Ah nuts. Haven’t finished the book. And didn’t make much progress today (in terms of word count anyway). I am still trying to iron out some issues with what I’ve done already and came up with an idea for a slight change of emphasis which I am hoping might work.
It will all be OK. This is not the worst shape I’ve been in as I’ve heard the whooshing of a deadline passing by. 

I think we had our first people in the house since lockdown this morning when a couple of electricians turned up to update our fuse board. We managed to social distance and we didn’t really have to interact with them much, but I felt like Miranda in the Tempest, overexcited by the first men who crossed my path. Oh Brave New World, I said to them, but they didn’t get the reference. Or hear it. Because I said it in my mind (I can do words). You’d think they could have read it in my mind. 

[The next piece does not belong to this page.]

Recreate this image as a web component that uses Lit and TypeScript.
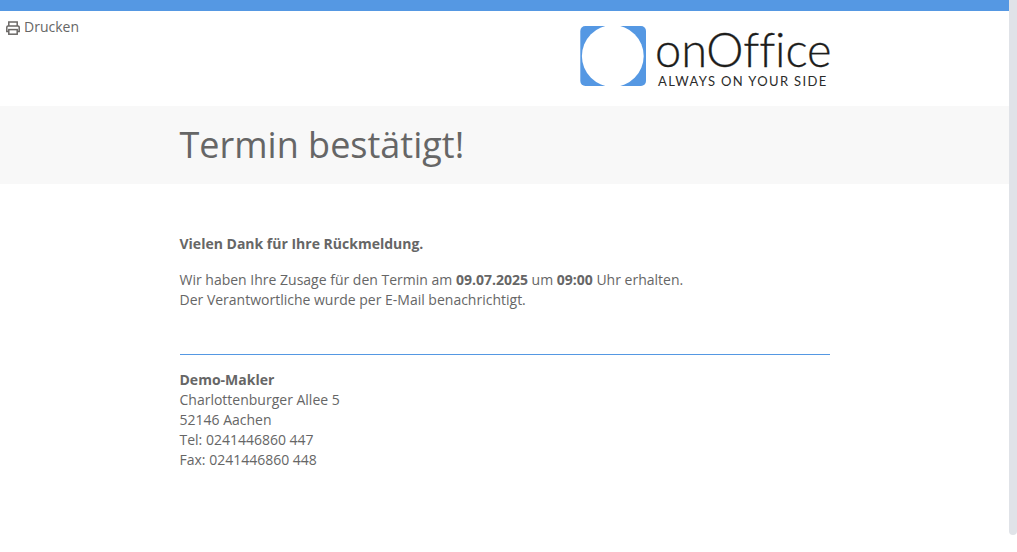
import { LitElement, html, css } from "lit";
import { customElement } from "lit/decorators.js";

@customElement("app-root")
export class AppRoot extends LitElement {
  static styles = css`
    :host {
      display: flex;
      height: 552px;
      overflow: hidden;
      background: #fff;
      font-family: "Open Sans", sans-serif;
      font-size: 14px;
      line-height: 20px;
      color: #666;
    }
    .main { flex: 1; min-width: 0; }
    .bar { height: 11px; background: #5598e3; }
    .head { height: 95px; display: flex; align-items: flex-start; }
    .print {
      flex: none;
      width: 574px;
      box-sizing: border-box;
      display: flex; align-items: center; gap: 4px;
      margin: 6px 0 0 6px;
    }
    .print svg { display: block; flex: none; margin-top: 1px; }
    .logo {
      margin-top: 15px;
      width: 250px; height: 60px;
      display: flex; gap: 9px;
    }
    .mark { display: block; flex: none; }
    .brand { display: flex; flex-direction: column; color: #1d1d1b; }
    .name {
      font-family: Lato, sans-serif;
      font-weight: 300;
      font-size: 47px;
      line-height: 47px;
      height: 47px;
      letter-spacing: -0.1px;
      -webkit-text-stroke: 0.3px #1d1d1b;
      white-space: nowrap;
    }
    .tag {
      font-family: Lato, sans-serif;
      font-size: 13px;
      line-height: 14px;
      letter-spacing: 1.35px;
      white-space: nowrap;
      margin: 1px 0 0 3px;
      color: #2b2b2a;
    }
    .band { height: 78px; background: #f8f8f8; padding-left: 179.5px; }
    h1 {
      margin: 0;
      font-weight: 400;
      font-size: 36px;
      line-height: 78px;
      color: #666;
    }
    .content { width: 650px; margin-left: 179.5px; padding-top: 50px; }
    p { margin: 0 0 16px; }
    .rule { border-top: 1px solid #5598e3; margin: 44px 0 15px; }
    .scroll { flex: none; width: 8px; height: 535px; background: #e0e3e8; border-radius: 0 0 4px 4px; }
  `;

  render() {
    return html`
      <div class="main">
        <div class="bar"></div>
        <div class="head">
          <div class="print">
            <svg width="14" height="14" viewBox="0 0 14 14" fill="none" stroke="#6b6866" stroke-width="1.5">
              <path d="M2.8 5V1h8.4v4" />
              <path d="M2.8 10.5H.8V6.2A1.2 1.2 0 0 1 2 5h10a1.2 1.2 0 0 1 1.2 1.2v4.3h-2" />
              <rect x="2.8" y="8.6" width="8.4" height="4.6" />
            </svg>
            <span>Drucken</span>
          </div>
          <div class="logo">
            <svg class="mark" width="66" height="60" viewBox="0 0 66 60">
              <rect x="0.3" width="65.7" height="60" rx="5" fill="#5598e3" />
              <circle cx="32.8" cy="30" r="30.9" fill="#fff" />
            </svg>
            <div class="brand">
              <div class="name">onOffice</div>
              <div class="tag">ALWAYS ON YOUR SIDE</div>
            </div>
          </div>
        </div>
        <div class="band"><h1>Termin bestätigt!</h1></div>
        <div class="content">
          <p><b>Vielen Dank für Ihre Rückmeldung.</b></p>
          <p>Wir haben Ihre Zusage für den Termin am <b>09.07.2025</b> um <b>09:00</b> Uhr erhalten.<br />Der Verantwortliche wurde per E-Mail benachrichtigt.</p>
          <div class="rule"></div>
          <div>
            <b>Demo-Makler</b><br />
            Charlottenburger Allee 5<br />
            52146 Aachen<br />
            Tel: 0241446860 447<br />
            Fax: 0241446860 448
          </div>
        </div>
      </div>
      <div class="scroll"></div>
    `;
  }
}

Walking the dog up the hill tonight in the evening sunshine,  looking at the moon out in the day, like a confused owl (I thought I’d blogged about my daughter talking about the moon on our Sunday walk, but can’t see it now, so I must be going mad) and wondering whether in half a century my kids will look up and see cities and lights up there and rockets taking off into space from space stations (and whether you’d even be able to see that - as I discussed with my daughter the moon is a long way away). I saw four women working the fields up ahead. They were clearing up horse shit and putting it in a wheelbarrow and dumping it in a pile. They seemed cheerful in this work. Imagine just walking round a field and picking up rubbish and trying to put it in a pile.
One of them spilled her load to the amusement of her friends. 
The countryside is ace.
My daughter has mastered sarcasm. When I came down from the snooker tonight her mum asked me to check on her. Phoebe had been up late watching telly with her mum.
I opened the door and she turned to look at me.
"Sorry, I was just checking you were asleep," I said.

“Well I was, but I am not now. So thanks.”

She had been awake before I opened the door in truth, but I appreciated her sass.
I anticipated more time of being my daughter’s hero before she turned on me. As it turned out she’s seen through me since day one and always treated me with the disrespect I deserve. Hopefully I will be around when she finally decides that I wasn’t so bad after all. But it means living for at least another 30 years. Which cannot be guaranteed.